Banks navigate trust hurdles as AI investments grow

Banks are rushing to adopt AI, but many are struggling to make it work.

A new global study by SAS and IDC, surveying over 2,300 executives, found that nearly one in four banks operate at the highest level of “trustworthy AI” maturity. Yet almost half are stuck in what authors call the “trust dilemma,” where confidence in AI doesn’t match the ability to implement it effectively.

“The trust dilemma illustrates the difference between perception and practice: the trust in AI’s promise versus the organizational capacity to ensure its reliability,” said Chris Marshall, vice president at IDC.

It represents a major risk in banking, where functions like fraud prevention, credit risk and compliance demand explainability and reliability. 

“Misalignment here isn’t just a tech issue, it’s a regulatory one with high levels of reputational risk,” Stu Bradley, senior vice president of risk, fraud and compliance solutions at SAS, told The FR. He noted that banks can bridge the gap by strengthening governance, centralizing data stewardship, and ensuring risk and innovation teams work together so trust moves from principle to practice.

Banks were more likely than any other sector to rate themselves as highly mature, with 23.4% reporting they operate at the highest level of trustworthy AI maturity, meaning they have embedded governance, explainability, compliance and ethical safeguards into their AI programs.

Despite strong enthusiasm for AI, the study found that many banks face significant hurdles putting it into practice. Nearly half (47%) either hesitate to deploy reliable systems or rely too much on ones that aren’t ready.

Barriers to execution

Banks struggle with data governance gaps (44.6%), a shortage of specialized AI talent (42.3%), and fragmented, non-centralized data (40.7%). Therefore, despite strong interest in scaling AI, foundational elements including clean, connected data and skilled people often aren’t in place.

More than half of banks (51.6%) are building core AI platforms to address these challenges. Just over four in 10 (42.9%) are creating dedicated data science teams, and nearly 39% are investing in training and reskilling existing staff. The emphasis is on laying the technical and organizational groundwork.
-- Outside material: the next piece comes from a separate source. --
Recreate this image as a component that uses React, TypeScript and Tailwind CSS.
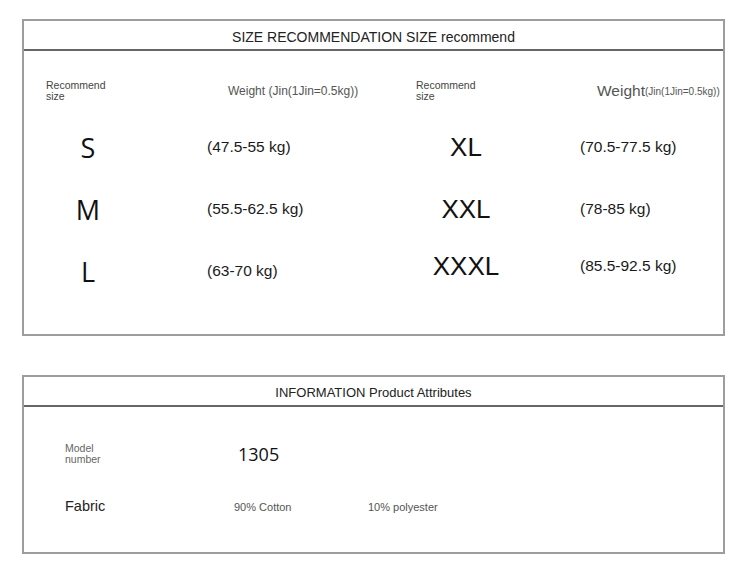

While banks are leaning into AI as a source of growth and differentiation, their ability to capture that value hinges on making the infrastructure work.

“Stronger infrastructure and compliance frameworks improve the trust dilemma, but globally, many organizations must still invest in data strategy before scaling transformative AI," said Neil Ward-Dutton, vice president of AI, Automation, Data & Analytics Europe at IDC.

Despite these hurdles, banks continue to double down on AI investments. More than two-thirds expect to boost spending over the next year. While 11.5% plan to raise their AI budgets by more than 20%, nearly 6 in 10 (57.2%) anticipate increases of up to 20%, making banking one of the most aggressive sectors in the study.

The focus of that investment is clear: banks see AI as a growth driver, not just a tool for cost-cutting. Nearly two-thirds of leaders (63.4%) cite product and service innovation as AI’s top value, followed by process efficiency (60.9%) and workforce productivity (51%).

Insurance shows modest progress

The study found that 20.1% of insurers operate at the highest level of trustworthy AI maturity, trailing banks but still slightly above the global average of 19.8%. Insurers also face the trust dilemma, with 43% caught in underutilization or overreliance — a smaller share than banks’ 47%.

Insurers’ posture is more cautious. Their challenges echo banking — weak data foundations, governance issues, and talent shortages — but they are less likely than banks to prioritize architectural solutions to address these issues. Instead, they lean more on skills development, with 52% focused on training and reskilling.

Compared to other industries, banking, insurance and life sciences still stand out as “focus industries” where AI adoption happens alongside regulatory scrutiny and broad societal impact.

“In banking and insurance, AI reshapes fraud detection, risk management and personalization, where sensitive data and strict compliance make governance essential,” the study noted.

Bridging the enthusiasm and trust gap

Banks and insurers can’t rely on spending alone to unlock AI’s potential. The real differentiator will be whether institutions can embed governance, transparency, and reliability into every layer of their AI strategies, the study found.

“Trust is the cornerstone of successful AI adoption,” said Chris Tobias, general manager at Intel Americas, technology leadership and platform ISVs. “Building transparent, secure, reliable, and ethical AI systems ensures that organizations can confidently leverage AI to drive innovation and achieve transformative outcomes.”